Opponents of the project have said for several weeks that Vahid Nickpour, the owner of 40 Warren Street, made little or no attempt to notify them of important meetings with the council.

Rosenshein said Tuesday, though, the council didn’t really require him to do so.

“We asked him to ‘reach out’ to the abutters,” he said. As for what that means, Rosenshein said, “who the hell knows?”

Several of the project’s opponents did, however, receive notice of and attend an April 20 community meeting about the project at 40 Warren Street, according to records given to Charlestown Patch by Nickpour. Unofficial group spokesman Brian Graves confirmed that he attended that meeting.
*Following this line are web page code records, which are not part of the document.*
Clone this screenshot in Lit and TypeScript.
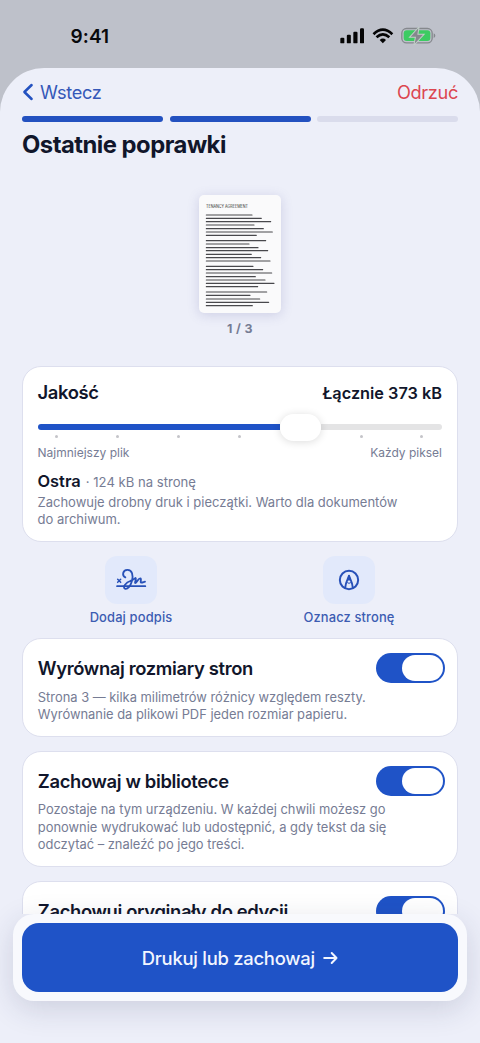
import { LitElement, html, css, svg } from "lit";
import { customElement, property } from "lit/decorators.js";

const LINES: [number, number][] = [
  [60, 159], [70, 187], [80, 215], [90, 165], [101, 193], [111, 220], [121, 172],
  [137, 200], [147, 150], [158, 177], [167, 206], [178, 157], [188, 185], [198, 213],
  [214, 162], [224, 191], [234, 218], [245, 169], [255, 198], [265, 225], [275, 176],
  [291, 203], [301, 153], [312, 182], [322, 209], [332, 160],
];

@customElement("option-card")
class OptionCard extends LitElement {
  @property() heading = "";
  @property({ attribute: false }) lines: string[] = [];

  static styles = css`
    :host {
      display: block;
      flex: none;
      box-sizing: border-box;
      background: #fff;
      border: 1px solid #dddfee;
      border-radius: 19px;
      padding: 13.5px 12px 12.3px 14.8px;
    }
    .head {
      display: flex;
      align-items: center;
      justify-content: space-between;
      height: 31px;
    }
    .title {
      font-size: 18.4px;
      font-weight: 600;
      line-height: 24px;
      letter-spacing: -0.35px;
      margin-top: 0.5px;
      color: #11162b;
      white-space: nowrap;
    }
    .switch {
      display: flex;
      justify-content: flex-end;
      box-sizing: border-box;
      width: 69px;
      height: 30.5px;
      padding: 2px;
      border-radius: 16px;
      background: #1f53c7;
    }
    .knob {
      width: 41px;
      border-radius: 14px;
      background: #fff;
    }
    .text {
      margin-top: 5.2px;
      font-size: 12.9px;
      line-height: 17.4px;
      color: #767c94;
      white-space: nowrap;
    }
  `;

  render() {
    return html`
      <div class="head">
        <div class="title">${this.heading}</div>
        <div class="switch"><div class="knob"></div></div>
      </div>
      <div class="text">${this.lines.map((l) => html`<div>${l}</div>`)}</div>
    `;
  }
}

@customElement("app-root")
class AppRoot extends LitElement {
  static styles = css`
    :host {
      display: flex;
      flex-direction: column;
      width: 480px;
      height: 1043px;
      overflow: hidden;
      background: #bec1ca;
      font-family: Inter, "Liberation Sans", sans-serif;
      color: #11162b;
    }
    .status {
      flex: none;
      display: flex;
      align-items: flex-start;
      justify-content: space-between;
      box-sizing: border-box;
      height: 68px;
      padding: 24.5px 44px 0 70.5px;
      color: #08090c;
    }
    .time {
      font-size: 19px;
      font-weight: 600;
      line-height: 24px;
      letter-spacing: 0.1px;
    }
    .status-icons {
      display: block;
      margin-top: 2.5px;
    }
    .sheet {
      flex: 1;
      min-height: 0;
      display: flex;
      flex-direction: column;
      background: #edeff9;
      border-radius: 44px 44px 0 0;
    }
    .nav {
      flex: none;
      display: flex;
      justify-content: space-between;
      align-items: flex-start;
      box-sizing: border-box;
      height: 48px;
      padding: 11.9px 22px 0;
      font-size: 18.2px;
      line-height: 24px;
      letter-spacing: -0.35px;
    }
    .back {
      display: flex;
      align-items: center;
      gap: 6px;
      color: #3558b8;
    }
    .discard {
      color: #dc4650;
    }
    .progress {
      flex: none;
      display: grid;
      grid-template-columns: repeat(3, 1fr);
      gap: 6.5px;
      padding: 0 22px;
    }
    .step {
      height: 5.5px;
      border-radius: 3px;
      background: #dadcec;
    }
    .step.done {
      background: #2351c0;
    }
    .page-title {
      flex: none;
      margin: 8px 22px 0;
      font-size: 23.8px;
      font-weight: 700;
      line-height: 30px;
      letter-spacing: -0.5px;
    }
    .scroll {
      flex: 1;
      min-height: 0;
      overflow: hidden;
      display: flex;
      flex-direction: column;
      padding: 35px 22px 0;
    }
    .preview {
      flex: none;
      display: flex;
      flex-direction: column;
      align-items: center;
      height: 171.5px;
    }
    .page {
      display: block;
      width: 82px;
      height: 118px;
      border-radius: 5px;
      background: #fafafb;
      box-shadow: 0 2px 12px rgba(90, 90, 160, 0.22);
    }
    .counter {
      margin-top: 8px;
      font-size: 12.4px;
      font-weight: 700;
      line-height: 16px;
      letter-spacing: 0.4px;
      color: #767c94;
    }
    .quality {
      flex: none;
      box-sizing: border-box;
      height: 176px;
      background: #fff;
      border: 1px solid #dddfee;
      border-radius: 19px;
      padding: 12.5px 15px 0 14.5px;
    }
    .row {
      display: flex;
      justify-content: space-between;
      align-items: baseline;
    }
    .q-title {
      font-size: 18.4px;
      font-weight: 600;
      line-height: 24px;
      letter-spacing: -0.36px;
    }
    .q-total {
      font-size: 16.3px;
      font-weight: 600;
    }
    .slider {
      display: flex;
      align-items: center;
      height: 27px;
      margin-top: 10px;
    }
    .fill {
      width: 242.5px;
      height: 6.5px;
      border-radius: 4px 0 0 4px;
      background: #1f53c7;
    }
    .thumb {
      width: 41px;
      height: 27px;
      border-radius: 14px;
      background: #fff;
      box-shadow: 0 1px 8px rgba(0, 0, 0, 0.14);
      z-index: 1;
    }
    .rest {
      flex: 1;
      height: 6.5px;
      border-radius: 0 4px 4px 0;
      background: #e4e4e5;
    }
    .ticks {
      display: flex;
      justify-content: space-between;
      height: 3px;
      margin-top: -6px;
      padding: 0 18.5px 0 17.5px;
    }
    .tick {
      width: 3px;
      height: 3px;
      border-radius: 50%;
      background: #c4c4c9;
    }
    .tick.hidden {
      visibility: hidden;
    }
    .ends {
      margin-top: 7.2px;
      font-size: 12px;
      line-height: 16px;
      color: #767c94;
    }
    .level {
      margin-top: 9px;
      font-size: 13.1px;
      line-height: 22px;
      color: #767c94;
      white-space: nowrap;
    }
    .level-name {
      margin-right: 1.5px;
      font-size: 16.4px;
      font-weight: 600;
      color: #11162b;
    }
    .desc {
      margin-top: 1px;
      font-size: 13px;
      line-height: 17.4px;
      color: #767c94;
    }
    .actions {
      flex: none;
      display: grid;
      grid-template-columns: 1fr 1fr;
      height: 96px;
      padding-top: 13.5px;
      box-sizing: border-box;
    }
    .action {
      display: flex;
      flex-direction: column;
      align-items: center;
      gap: 5px;
      font-size: 12.9px;
      font-weight: 500;
      line-height: 18px;
      letter-spacing: 0.15px;
      color: #3c5cb2;
    }
    .tile {
      display: flex;
      align-items: center;
      justify-content: center;
      width: 52px;
      height: 48px;
      border-radius: 12px;
      background: #e2e9fb;
    }
    .cards {
      flex: none;
      display: flex;
      flex-direction: column;
      gap: 14px;
    }
    .footer {
      flex: none;
      height: 129px;
      padding: 0 13px;
      z-index: 2;
    }
    .bar {
      box-sizing: border-box;
      height: 87px;
      padding: 9px;
      border-radius: 21px;
      background: #f8f9fd;
      box-shadow: 0 8px 30px rgba(40, 45, 90, 0.16);
    }
    .primary {
      display: flex;
      align-items: center;
      justify-content: center;
      gap: 8.5px;
      height: 69px;
      border-radius: 17px;
      background: #1f53c7;
      color: #f2f6ff;
      font-size: 18.4px;
      font-weight: 500;
      letter-spacing: -0.25px;
    }
  `;

  render() {
    return html`
      <div class="status">
        <div class="time">9:41</div>
        <svg class="status-icons" width="96" height="18" viewBox="300 80 288 54">
          <g fill="#050505">
            <rect x="301" y="112" width="12" height="17" rx="3.5" />
            <rect x="320.500" y="103" width="12" height="26" rx="3.5" />
            <rect x="340" y="94" width="12.500" height="35" rx="3.5" />
            <rect x="360" y="84" width="12" height="45" rx="3.5" />
            <path d="M428.500 128.500 L419 119 Q428.500 110.500 438 119 Z" />
          </g>
          <g fill="none" stroke="#050505" stroke-width="8">
            <path d="M400.500 101.500 Q428.500 74.500 457 101.500" />
            <path d="M409.500 111 Q428.500 93.500 448 111" />
          </g>
          <rect x="485.500" y="84.500" width="91" height="43" rx="14" fill="none" stroke="#85888d" stroke-width="4" />
          <path d="M581 99 Q586 102 586 106 Q586 110 581 113 Z" fill="#85888d" />
          <rect x="491" y="90" width="80" height="32" rx="9" fill="#3ccb62" />
          <path d="M535 84 L512 109 H528 L524 130 L549 103 H532 Z" fill="#85888d" stroke="#c2cfc9" stroke-width="6" paint-order="stroke" />
        </svg>
      </div>
      <div class="sheet">
        <div class="nav">
          <div class="back">
            <svg width="12" height="18" viewBox="0 0 12 18"><path d="M9.600 2 L2.400 9 L9.600 16" fill="none" stroke="#2351c0" stroke-width="2.500" stroke-linecap="round" stroke-linejoin="round" /></svg>
            <span>Wstecz</span>
          </div>
          <span class="discard">Odrzuć</span>
        </div>
        <div class="progress">
          <div class="step done"></div>
          <div class="step done"></div>
          <div class="step"></div>
        </div>
        <div class="page-title">Ostatnie poprawki</div>
        <div class="scroll">
          <div class="preview">
            <svg class="page" viewBox="0 0 246 354">
              <text x="21" y="38.500" font-size="12.500" textLength="126" lengthAdjust="spacingAndGlyphs" fill="#333">TENANCY AGREEMENT</text>
              ${LINES.map(([y, x]) => svg`<path d="M22 ${y} H${x}" stroke="#48484c" stroke-width="3.400" stroke-linecap="round" />`)}
            </svg>
            <div class="counter">1 / 3</div>
          </div>
          <div class="quality">
            <div class="row">
              <span class="q-title">Jakość</span>
              <span class="q-total">Łącznie 373 kB</span>
            </div>
            <div class="slider">
              <div class="fill"></div>
              <div class="thumb"></div>
              <div class="rest"></div>
            </div>
            <div class="ticks">
              ${[0, 1, 2, 3, 4, 5, 6].map((i) => html`<div class="tick ${i === 4 ? "hidden" : ""}"></div>`)}
            </div>
            <div class="row ends"><span>Najmniejszy plik</span><span>Każdy piksel</span></div>
            <div class="level"><span class="level-name">Ostra</span> · 124 kB na stronę</div>
            <div class="desc">Zachowuje drobny druk i pieczątki. Warto dla dokumentów<br />do archiwum.</div>
          </div>
          <div class="actions">
            <div class="action">
              <div class="tile">
                <svg width="31" height="26" viewBox="107 66 93 78" fill="none" stroke="#2851b8" stroke-width="5.500" stroke-linecap="round" stroke-linejoin="round">
                  <path d="M112 103 L121 112 M121 103 L112 112" stroke-width="4.500" />
                  <path d="M110 123.500 H195" stroke-width="5" />
                  <path d="M135 97 C124 92 127 75 141 74.500 C156 74 159 92 155 107 C151 123 141 134 134 131 C125 126 138 112 150 108 C160 105 164 99 166 99 C169 100 162 114 165 114 C168 114 175 99 180 100 C185 101 178 113 183 113 C187 113 190 111 194 110" />
                </svg>
              </div>
              <span>Dodaj podpis</span>
            </div>
            <div class="action">
              <div class="tile">
                <svg width="22" height="22" viewBox="0 0 66 66" fill="none" stroke="#2851b8" stroke-width="6" stroke-linejoin="round">
                  <circle cx="33" cy="33" r="27.500" />
                  <path d="M21.500 57 L24 43 L33 20 L42 43 L44.500 57" stroke-width="5.500" />
                  <path d="M29 33 L33 19 L37 33 Z" fill="#2851b8" stroke-width="3" />
                  <path d="M24 43 Q28.500 39 33 43 Q37.500 39 42 43" stroke-width="3" />
                </svg>
              </div>
              <span>Oznacz stronę</span>
            </div>
          </div>
          <div class="cards">
            <option-card heading="Wyrównaj rozmiary stron" .lines=${["Strona 3 — kilka milimetrów różnicy względem reszty.", "Wyrównanie da plikowi PDF jeden rozmiar papieru."]}></option-card>
            <option-card heading="Zachowaj w bibliotece" .lines=${["Pozostaje na tym urządzeniu. W każdej chwili możesz go", "ponownie wydrukować lub udostępnić, a gdy tekst da się", "odczytać – znaleźć po jego treści."]}></option-card>
            <option-card heading="Zachowuj oryginały do edycji"></option-card>
          </div>
        </div>
        <div class="footer">
          <div class="bar">
            <div class="primary">
              <span>Drukuj lub zachowaj</span>
              <svg width="15" height="14" viewBox="0 0 15 14" fill="none" stroke="#f2f6ff" stroke-width="2" stroke-linecap="round" stroke-linejoin="round"><path d="M1.200 7 H13.500 M8.700 2 L13.500 7 L8.700 12" /></svg>
            </div>
          </div>
        </div>
      </div>
    `;
  }
}
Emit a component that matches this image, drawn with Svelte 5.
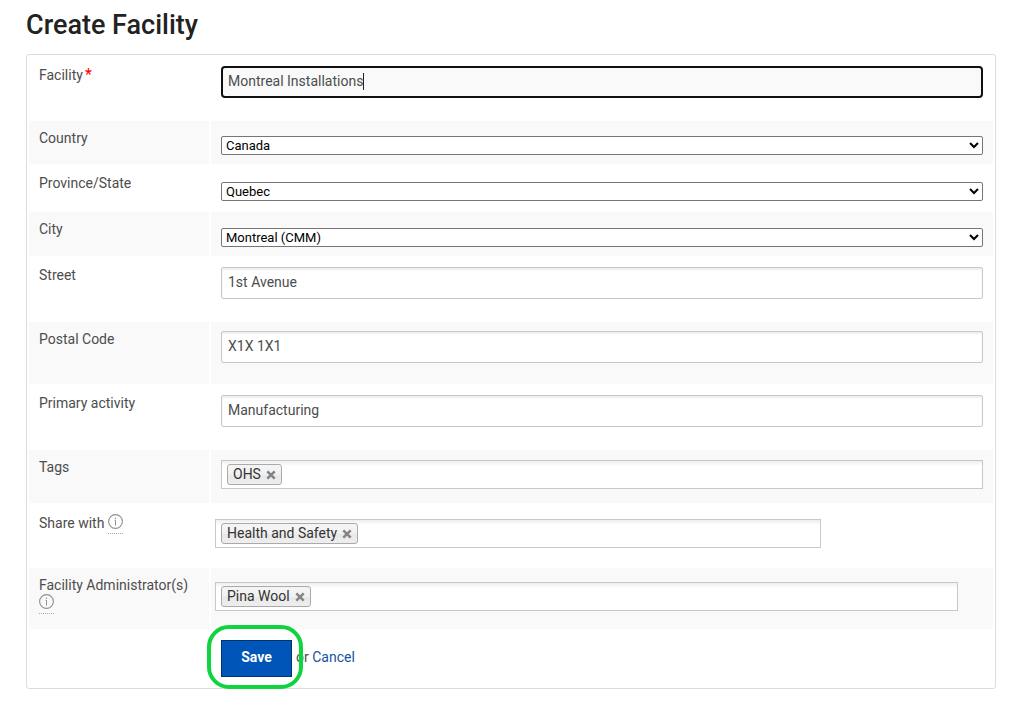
<script>
  let name = $state('Montreal Installations');
  let street = $state('1st Avenue');
  let postalCode = $state('X1X 1X1');
  let activity = $state('Manufacturing');
  let tags = $state(['OHS']);
  let shares = $state(['Health and Safety']);
  let admins = $state(['Pina Wool']);
</script>

{#snippet info(label)}
  <button type="button" class="info" aria-label={label}>
    <svg viewBox="0 0 15 15" width="15" height="15" aria-hidden="true">
      <circle cx="7.5" cy="7.5" r="6.9" fill="none" stroke="#8f8f8f" stroke-width="1.1" />
      <path d="M6.6 6.2H7.5V11.6" fill="none" stroke="#8f8f8f" stroke-width="1" />
      <path d="M7.5 3.6V4.8" stroke="#8f8f8f" stroke-width="1.2" />
    </svg>
  </button>
{/snippet}

{#snippet chips(items, remove, id)}
  {#each items as item}
    <span class="chip">
      {item}
      <button type="button" aria-label={`Remove ${item}`} onclick={() => remove(item)}>
        <svg viewBox="0 0 10 10" width="10" height="10" aria-hidden="true">
          <path d="M1.3 1.3L8.7 8.7M8.7 1.3L1.3 8.7" stroke="#848484" stroke-width="2.5" />
        </svg>
      </button>
    </span>
  {/each}
  <input {id} type="text" />
{/snippet}

<main>
  <h1>Create Facility</h1>

  <form onsubmit={(e) => e.preventDefault()}>
    <div class="row tall">
      <div class="label lowered"><label for="name">Facility<span class="required">*</span></label></div>
      <div class="field focused">
        <input class="text" id="name" type="text" bind:value={name} required />
        <span class="caret"></span>
      </div>
    </div>
    <div class="row short">
      <div class="label"><label for="country">Country</label></div>
      <div class="field"><select id="country"><option>Canada</option></select></div>
    </div>
    <div class="row short">
      <div class="label"><label for="province">Province/State</label></div>
      <div class="field"><select id="province"><option>Quebec</option></select></div>
    </div>
    <div class="row short">
      <div class="label"><label for="city">City</label></div>
      <div class="field"><select id="city"><option>Montreal (CMM)</option></select></div>
    </div>
    <div class="row tall">
      <div class="label"><label for="street">Street</label></div>
      <div class="field"><input class="text" id="street" type="text" bind:value={street} /></div>
    </div>
    <div class="row tall">
      <div class="label"><label for="postal">Postal Code</label></div>
      <div class="field"><input class="text" id="postal" type="text" bind:value={postalCode} /></div>
    </div>
    <div class="row tall">
      <div class="label"><label for="activity">Primary activity</label></div>
      <div class="field"><input class="text" id="activity" type="text" bind:value={activity} /></div>
    </div>
    <div class="row tags">
      <div class="label"><label for="tags">Tags</label></div>
      <div class="field">
        <div class="picker">
          {@render chips(tags, (t) => (tags = tags.filter((x) => x !== t)), 'tags')}
        </div>
      </div>
    </div>
    <div class="row people">
      <div class="label lowered">
        <label for="share">Share with</label>
        {@render info('About sharing')}
      </div>
      <div class="field">
        <div class="picker outset medium">
          {@render chips(shares, (t) => (shares = shares.filter((x) => x !== t)), 'share')}
        </div>
      </div>
    </div>
    <div class="row people">
      <div class="label">
        <label for="admins">Facility Administrator(s)</label>
        {@render info('About facility administrators')}
      </div>
      <div class="field">
        <div class="picker outset wide">
          {@render chips(admins, (t) => (admins = admins.filter((x) => x !== t)), 'admins')}
        </div>
      </div>
    </div>
    <div class="row actions">
      <div class="label"></div>
      <div class="field">
        <span class="highlight"><button type="submit" class="save">Save</button></span>
        <span class="or">or <a href="#cancel">Cancel</a></span>
      </div>
    </div>
  </form>
</main>

<style>
  :global(body) {
    background: #fff;
  }

  main {
    padding: 8px 18px 13px 26px;
    font: 14px/18px Roboto, sans-serif;
    color: #4d4d4d;
  }

  h1 {
    margin: 0 0 12px;
    font-size: 27px;
    line-height: 34px;
    font-weight: 500;
    color: #222;
  }

  form {
    display: grid;
    gap: 2px;
    padding: 2px;
    border: 1px solid #dcdcdc;
    border-radius: 3px;
  }

  .row {
    display: grid;
    grid-template-columns: 180px 1fr;
    gap: 2px;
  }

  .row:nth-child(even) > div {
    background: #f9f9f9;
  }

  .tall {
    min-height: 62px;
  }

  .short {
    min-height: 44px;
  }

  .short:nth-child(2) {
    min-height: 43px;
  }

  .tags {
    min-height: 53px;
  }

  .people {
    min-height: 61px;
  }

  .actions {
    min-height: 55px;
  }

  .label {
    padding: 8px 10px 0;
  }

  .lowered {
    padding-top: 9px;
  }

  .required {
    margin-left: 2px;
    font-size: 16px;
    line-height: 16px;
    color: #f00;
  }

  .field {
    padding: 9px 10px 0;
  }

  .short .field {
    padding-top: 16px;
  }

  .short:nth-child(2) .field {
    padding-top: 15px;
  }

  .tags .field {
    padding-top: 10px;
  }

  .people .field {
    padding-top: 14px;
  }

  .text {
    display: block;
    box-sizing: border-box;
    width: 100%;
    height: 32px;
    padding: 0 6px 2px;
    border: 1px solid #c8c8c8;
    border-radius: 2px;
    background: #fff;
    box-shadow: inset 0 2px 2px #eee;
    font: inherit;
    color: inherit;
  }

  .focused {
    position: relative;
  }

  .focused .text {
    padding: 0 5px 2px;
    border: 2px solid #101010;
    border-radius: 4px;
    background: #f9f9f9;
    box-shadow: none;
    outline: none;
  }

  .caret {
    position: absolute;
    top: 16px;
    left: 152px;
    width: 1px;
    height: 17px;
    background: #222;
  }

  select {
    display: block;
    box-sizing: border-box;
    width: 100%;
    height: 19px;
    padding: 0;
    border: 1px solid #767676;
    border-radius: 2px;
    background-color: #fff;
    font: 13px Roboto, sans-serif;
    color: #000;
  }

  .picker {
    display: flex;
    align-items: center;
    box-sizing: border-box;
    height: 29px;
    padding: 0 5px;
    border: 1px solid #c8c8c8;
    background: linear-gradient(#eee, #fff 5px);
  }

  .picker input {
    flex: 1;
    min-width: 0;
    padding: 0;
    border: 0;
    outline: none;
    background: none;
    font: inherit;
  }

  .outset {
    margin-left: -6px;
  }

  .medium {
    width: calc(80% - 4px);
  }

  .wide {
    width: calc(100% - 19px);
  }

  .chip {
    display: flex;
    align-items: flex-start;
    gap: 5px;
    box-sizing: border-box;
    height: 21px;
    padding: 0 5px;
    border: 1px solid #aaa;
    border-radius: 3px;
    background: linear-gradient(#f4f4f4 20%, #f0f0f0 50%, #e8e8e8 52%, #eee);
    color: #333;
  }

  .chip button {
    display: flex;
    padding: 5px 0 0;
    border: 0;
    background: none;
  }

  .info {
    display: inline-block;
    height: 20px;
    padding: 0;
    border: 0;
    border-bottom: 1px dotted #aaa;
    background: none;
    vertical-align: -5px;
  }

  .info svg {
    display: block;
    margin-bottom: 4px;
  }

  .actions .field {
    display: flex;
    align-items: flex-start;
    gap: 4px;
  }

  .highlight {
    position: relative;
  }

  .highlight::after {
    content: '';
    position: absolute;
    inset: -15px -11px -12px -14px;
    border: 4px solid #0fd43f;
    border-radius: 22px;
    pointer-events: none;
  }

  .save {
    display: block;
    box-sizing: border-box;
    min-width: 71px;
    height: 37px;
    padding: 0 19px 3px;
    border: 1px solid #00336f;
    background: #0055b8;
    font: 700 14px Roboto, sans-serif;
    color: #fff;
  }

  .or {
    padding-top: 8px;
  }

  a {
    color: #1453a3;
    text-decoration: none;
  }
</style>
Rosenshein also noted that each of the council's meetings were advertised twice each in the Patriot-Bridge.

To improve community notification in the future, he suggested that the council begin posting notice of meetings in at least one other venue—namely, he suggested that the council begin sending notices to Charlestown Patch.

Doing so, said Council Chairman Tom Cuhna, would require the council to amend its bylaws. Accordingly, he referred the matter to the bylaw committee.